Anyhow. As I was researching and writing this post, I noticed something about the terminology of measurement, especially the modern metric system, that is built out of classical roots: it has sharp edges and joints and movable parts.
per + cent
mill(e) + i + liter
kilo + gram
met(e)r(e) + ic
This agglutination is common for words of modern scientific origin in general, plucked from classical words in parts or as wholes. This is something Douglas Harper and I have been talking about lately in our joint work (pun intended, I guess, now that I’ve noticed it), but I’m confident that he’s been thinking about it a lot longer than I have. In fact, the sharp-edges trope is his. He has a gift for linguistic metaphor.

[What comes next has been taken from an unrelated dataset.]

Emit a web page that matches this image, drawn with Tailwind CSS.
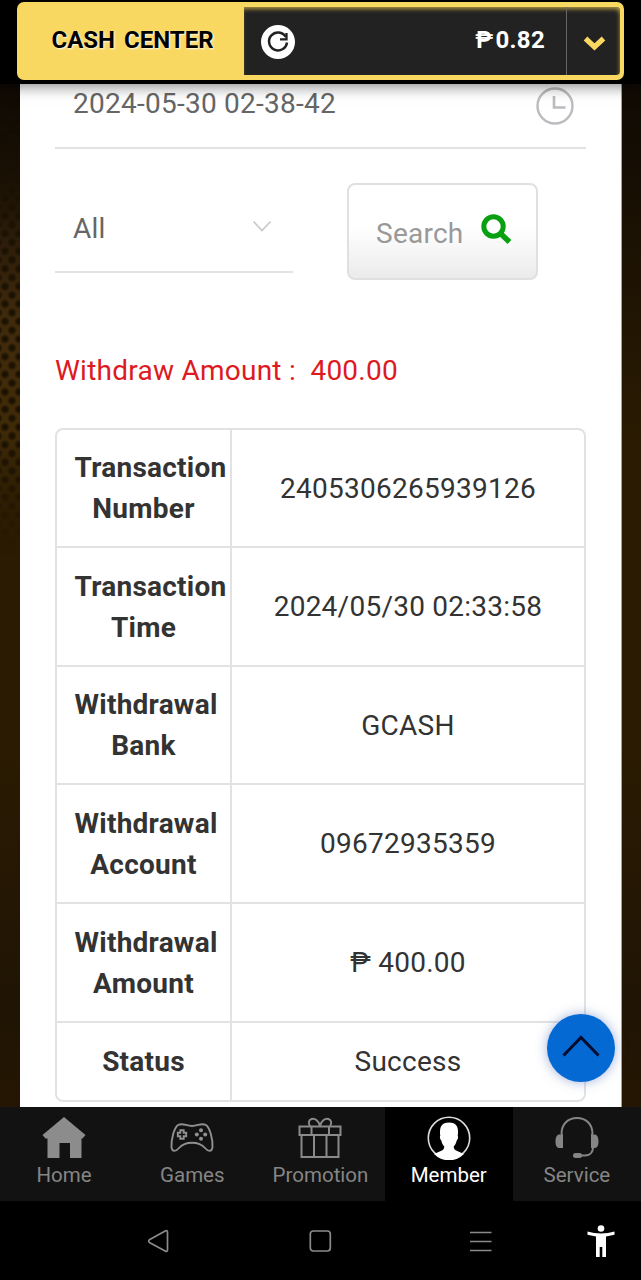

The terminology of the English measurement system, on the other hand, is full of Old English and Old French shards whose edges and hinges have been worried smooth or corroded over time. Both inch (OE ynce) and ounce (OF unce or once), for example, are Latinate words that made their way into English within a couple hundred years of each other. Their shared root is the Latin uncia, a unit of measurement that was one-twelfth of a larger quantity, like a Roman pound (libra) or an Anglo-Saxon foot. Uncial is a savant word adopted from Late Latin and first attested in Modern English; it is now most commonly used to refer to the style of Medieval chancery script from which our majuscule letters are derived. Inch and ounce and uncial are members of a huge word family that includes the Germanic one and once and the Latinate unit and unique, and their many cognates and derivations. I think of people counting on their fingers starting with the thumb for “one,” though I could never prove any connection there.
Anyone who has studied real script will appreciate that the measurements and proportions of writing bear a direct and compelling relationship with the hand.
The hand, like the foot, has survived as both a body parts and a unit of measurement, now equaling four and twelve inches respectively. Feet are still part of our everyday dimensional discourse, of course. While hands as a measure only useful for those sizing a horse, connections to hands and the arms they come with are embedded in our ways of measuring things. Both a bushel (now eight gallons of dry goods) and a dram (now 1/8 fluid ounce) are words that once denoted a ‘handful.’ Fathom is both a noun, a measure of depth equivalent to about six feet, and a verb, to understand, to imagine; they are the same word, historically denoting a human armspan, and/or an embrace.
What’s more embodying than an embrace? The <brace> also surfaces in <bracelet>; it’s from the Latin word for ‘arm.’ It’s the very opposite of keeping someone, or something, at arm’s length.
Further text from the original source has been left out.